Summer is on it’s way and we are fast approaching the solstice already. If you live in the northern hemisphere that means the days are long and there is a lot of bright sunlight about.

I know a lot of photographers only shoot at sunrise and sunset to get that warm, soft light. It’s easy to understand why they do this as you get lovely contrasts without them being too harsh, nice long shadows which provide tactility and interest, and wondrous colours which blend together. However, with the sun rising at about 04:30 and setting at 21:30 where I live just now, these are not the most practical times to be out photographing if you have the usual day to day commitments.

So what do you do? Do you just forego taking snaps during the daytime or just accept that they will not have the visual beauty of those captured at sunrise/set?

I don’t believe you need to do either. With a bit of thought and a few deft post-processing tricks, you can still produce great images during the daytime on these long, sunny, summer days.

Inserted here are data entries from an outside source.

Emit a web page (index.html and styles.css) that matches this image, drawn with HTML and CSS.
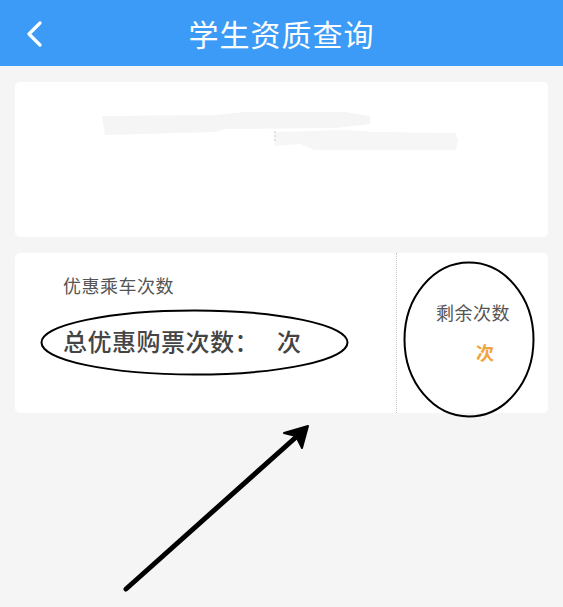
FILE: index.html
```html
<!DOCTYPE html>
<html lang="zh-CN">
<head>
    <meta charset="UTF-8">
    <meta name="viewport" content="width=device-width, initial-scale=1.0">
    <title>学生资质查询</title>
    <link rel="stylesheet" href="styles.css">
</head>
<body>
    <header class="topbar">
        <span class="back">
            <svg width="18" height="26" viewBox="0 0 18 26"><path d="M15 2 L4 13 L15 24" fill="none" stroke="#fff" stroke-width="3.2" stroke-linecap="round" stroke-linejoin="round"/></svg>
        </span>
        <h1 class="title">学生资质查询</h1>
    </header>

    <main class="content">
        <section class="card info-card">
            <!-- masked student info -->
            <svg class="masked" width="533" height="155" viewBox="0 0 533 155">
                <path d="M87 34 L200 33 L230 30 L330 30 L355 34 L355 42 L320 46 L210 47 L200 50 L90 53 L88 40 Z" fill="#f5f5f5"/>
                <path d="M258 50 L330 48 L360 50 L440 51 L443 58 L441 68 L300 68 L285 62 L260 64 Z" fill="#f6f6f6"/>
                <line x1="260" y1="49" x2="260" y2="60" stroke="#d0d0d0" stroke-width="1" stroke-dasharray="2 2"/>
            </svg>
        </section>

        <section class="card count-card">
            <div class="count-main">
                <p class="label">优惠乘车次数</p>
                <p class="total">总优惠购票次数：<span class="gap"></span>次</p>
            </div>
            <div class="count-left">
                <p class="label">剩余次数</p>
                <p class="remain">次</p>
            </div>
        </section>
    </main>

    <!-- hand-drawn marks over the page -->
    <svg class="marks" width="563" height="607" viewBox="0 0 563 607">
        <ellipse cx="194.5" cy="342.5" rx="153" ry="32" fill="none" stroke="#000" stroke-width="2"/>
        <ellipse cx="469" cy="339.5" rx="64.5" ry="77" fill="none" stroke="#000" stroke-width="2"/>
        <line x1="126" y1="589" x2="304" y2="430" stroke="#000" stroke-width="5" stroke-linecap="round"/>
        <path d="M308 426 L284 433 L296 436 L302 448 Z" fill="#000" stroke="#000" stroke-width="2" stroke-linejoin="round"/>
    </svg>
</body>
</html>
```

FILE: styles.css
```css
* {
    box-sizing: border-box;
}

body {
    margin: 0;
    width: 563px;
    height: 607px;
    overflow: hidden;
    background-color: #f5f5f6;
    font-family: "Noto Sans CJK SC", "Noto Sans", sans-serif;
    position: relative;
}

p {
    margin: 0;
}

.topbar {
    height: 66px;
    background-color: #3d9bf8;
    display: flex;
    align-items: center;
    justify-content: center;
    position: relative;
}

.back {
    position: absolute;
    left: 25px;
    top: 21px;
    display: flex;
}

.title {
    margin: 0;
    color: #fff;
    font-size: 30px;
    font-weight: normal;
    letter-spacing: 1px;
}

.content {
    padding: 16px 15px;
    display: flex;
    flex-direction: column;
    gap: 16px;
}

.card {
    background-color: #fff;
    border-radius: 5px;
}

.info-card {
    height: 155px;
}

.masked {
    display: block;
}

.count-card {
    height: 160px;
    display: flex;
}

.count-main {
    width: 382px;
    padding: 19px 0 0 48px;
    border-right: 1px dotted #c8c8c8;
}

.count-main .label {
    font-size: 18px;
    letter-spacing: 0.5px;
    color: #555;
    line-height: 26px;
}

.total {
    margin-top: 28px;
    font-size: 24px;
    font-weight: 500;
    letter-spacing: 0.5px;
    color: #444;
    line-height: 30px;
}

.gap {
    display: inline-block;
    width: 18px;
}

.count-left {
    flex: 1;
    padding: 46px 0 0 39px;
}

.count-left .label {
    font-size: 18px;
    letter-spacing: 0.5px;
    color: #555;
    line-height: 26px;
}

.remain {
    margin-top: 15px;
    margin-left: 40px;
    font-size: 18px;
    font-weight: bold;
    color: #f0a53a;
    line-height: 24px;
}

.marks {
    position: absolute;
    left: 0;
    top: 0;
    pointer-events: none;
}
```
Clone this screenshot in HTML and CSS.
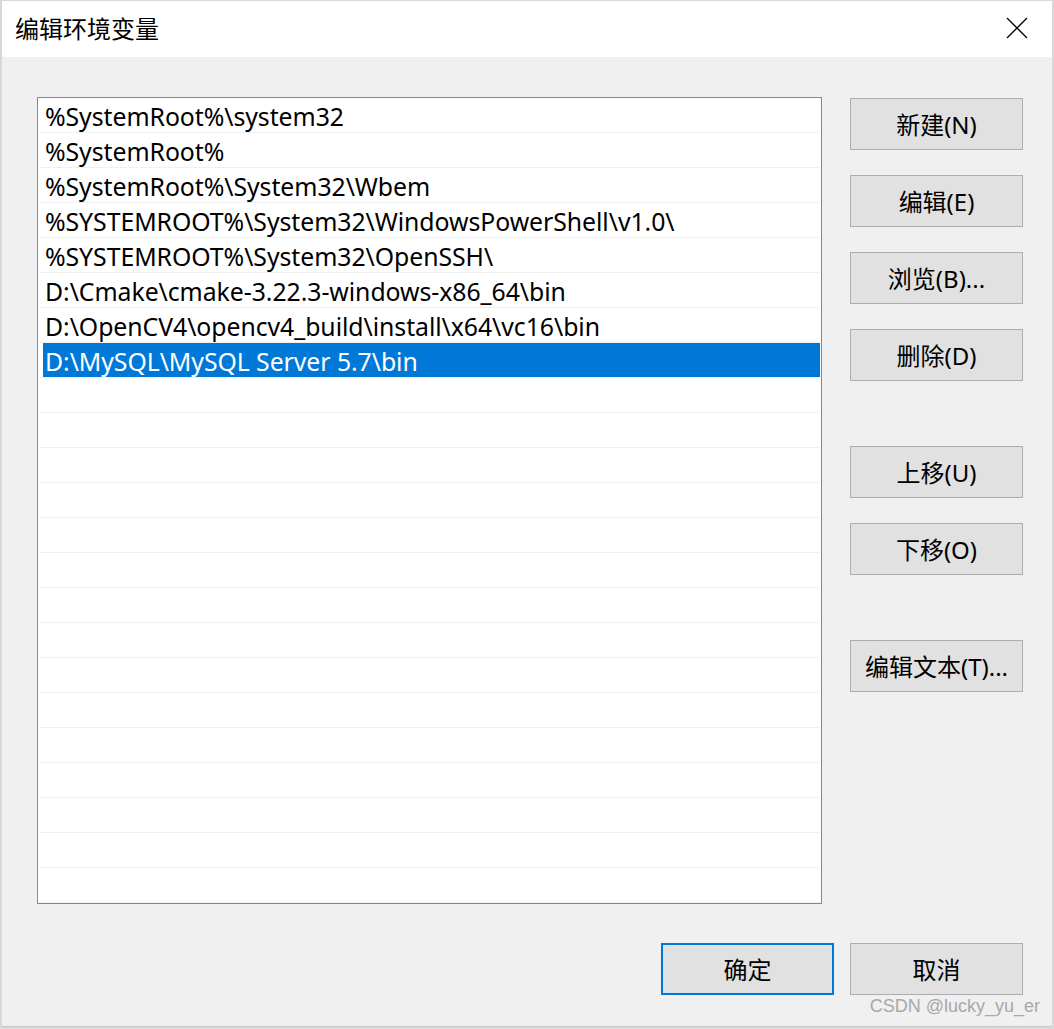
FILE: index.html
```html
<!DOCTYPE html>
<html lang="zh-CN">
<head>
<meta charset="utf-8">
<title>编辑环境变量</title>
<link rel="stylesheet" href="styles.css">
</head>
<body>
<div class="dialog">
  <div class="titlebar">
    <span class="title">编辑环境变量</span>
    <svg class="close" width="22" height="22" viewBox="0 0 22 22"><path d="M1 1 L21 21 M21 1 L1 21" stroke="#000" stroke-width="1.3" fill="none"/></svg>
  </div>
  <div class="body">
    <div class="main">
      <div class="listbox">
        <div class="row"><span class="label">%SystemRoot%\system32</span></div>
        <div class="row"><span class="label">%SystemRoot%</span></div>
        <div class="row"><span class="label">%SystemRoot%\System32\Wbem</span></div>
        <div class="row"><span class="label">%SYSTEMROOT%\System32\WindowsPowerShell\v1.0\</span></div>
        <div class="row"><span class="label">%SYSTEMROOT%\System32\OpenSSH\</span></div>
        <div class="row"><span class="label">D:\Cmake\cmake-3.22.3-windows-x86_64\bin</span></div>
        <div class="row"><span class="label">D:\OpenCV4\opencv4_build\install\x64\vc16\bin</span></div>
        <div class="row selected"><span class="label">D:\MySQL\MySQL Server 5.7\bin</span></div>
        <div class="row"></div><div class="row"></div><div class="row"></div><div class="row"></div>
        <div class="row"></div><div class="row"></div><div class="row"></div><div class="row"></div>
        <div class="row"></div><div class="row"></div><div class="row"></div><div class="row"></div>
        <div class="row"></div><div class="row"></div><div class="row"></div>
      </div>
      <div class="side">
        <div class="group">
          <button class="btn">新建(N)</button>
          <button class="btn">编辑(E)</button>
          <button class="btn">浏览(B)...</button>
          <button class="btn">删除(D)</button>
        </div>
        <div class="group">
          <button class="btn">上移(U)</button>
          <button class="btn">下移(O)</button>
        </div>
        <div class="group">
          <button class="btn">编辑文本(T)...</button>
        </div>
      </div>
    </div>
    <div class="footer">
      <button class="btn primary">确定</button>
      <button class="btn">取消</button>
    </div>
  </div>
  <div class="watermark">CSDN @lucky_yu_er</div>
</div>
</body>
</html>
```

FILE: styles.css
```css
html, body {
  margin: 0;
  padding: 0;
}
body {
  background: #d8d8d8;
  width: 1054px;
  height: 1029px;
  overflow: hidden;
  font-family: "Noto Sans", "Noto Sans CJK SC", sans-serif;
}
.dialog {
  position: relative;
  margin: 1px 0 0 2px;
  width: 1050px;
  height: 1026px;
  background: #f0f0f0;
  box-sizing: border-box;
  border-bottom: 1px solid #c8c8c8;
  display: flex;
  flex-direction: column;
}
.titlebar {
  height: 56px;
  background: #ffffff;
  display: flex;
  align-items: center;
  justify-content: space-between;
  padding: 0 24px 0 13px;
  flex: none;
}
.title {
  font-family: "Noto Sans CJK SC", sans-serif;
  font-size: 24px;
  color: #000;
  margin-top: -3px;
}
.close {
  margin-top: -2px;
}
.body {
  padding: 40px 0 0 35px;
  display: flex;
  flex-direction: column;
}
.main {
  display: flex;
  align-items: flex-start;
}
.listbox {
  width: 785px;
  height: 807px;
  box-sizing: border-box;
  border: 1px solid #828790;
  background: #fff;
  overflow: hidden;
  flex: none;
}
.row {
  height: 34px;
  border-bottom: 1px solid #f0f0f0;
  margin: 0 1px 0 2px;
  padding-left: 3px;
  display: flex;
}
.label {
  flex: 1;
  display: flex;
  align-items: center;
  padding-left: 2px;
  font-size: 24.8px;
  letter-spacing: -0.05px;
  color: #000;
  white-space: nowrap;
  margin-top: 2px;
}
.row.selected .label {
  background: #0078d7;
  color: #fff;
  margin-top: 0;
  padding-top: 2px;
}
.side {
  margin-left: 28px;
  display: flex;
  flex-direction: column;
  gap: 65px;
  margin-top: 1px;
}
.group {
  display: flex;
  flex-direction: column;
  gap: 25px;
}
.btn {
  width: 173px;
  height: 52px;
  box-sizing: border-box;
  background: #e1e1e1;
  border: 1px solid #adadad;
  border-radius: 0;
  font-family: "Noto Sans", "Noto Sans CJK SC", sans-serif;
  font-size: 24px;
  color: #000;
  padding: 0 0 2px 0;
  margin: 0;
}
.footer {
  margin-top: 39px;
  display: flex;
  gap: 16px;
  padding-left: 624px;
}
.btn.primary {
  border: 2px solid #0078d7;
}
.watermark {
  position: absolute;
  right: 12px;
  bottom: 9px;
  font-family: "Liberation Sans", sans-serif;
  font-size: 18px;
  color: #a8a8a8;
}
```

In this post, I will look at some of the issues you will face taking photographs during the daytime and some help to overcome them.

The Bright Sunlight

During the daytime, the sun is extremely bright and harsh. If you choose to shoot directly into the sun you are going to get big exposure issues. Either the foreground will be underexposed or the sky will be blown out. This is fine if you want to create silhouettes but even then you are still going to be left with this brutal solar flare in your image.

Here is such a photo taken directly into the sun. I have tried to get the most balanced exposure I could, so there is still some detail in the foreground and the sun isn’t blown out too much. However, the image still isn’t great, the foreground detail is weak, washed out and underexposed, and the flare from the sun looks too brutal for me.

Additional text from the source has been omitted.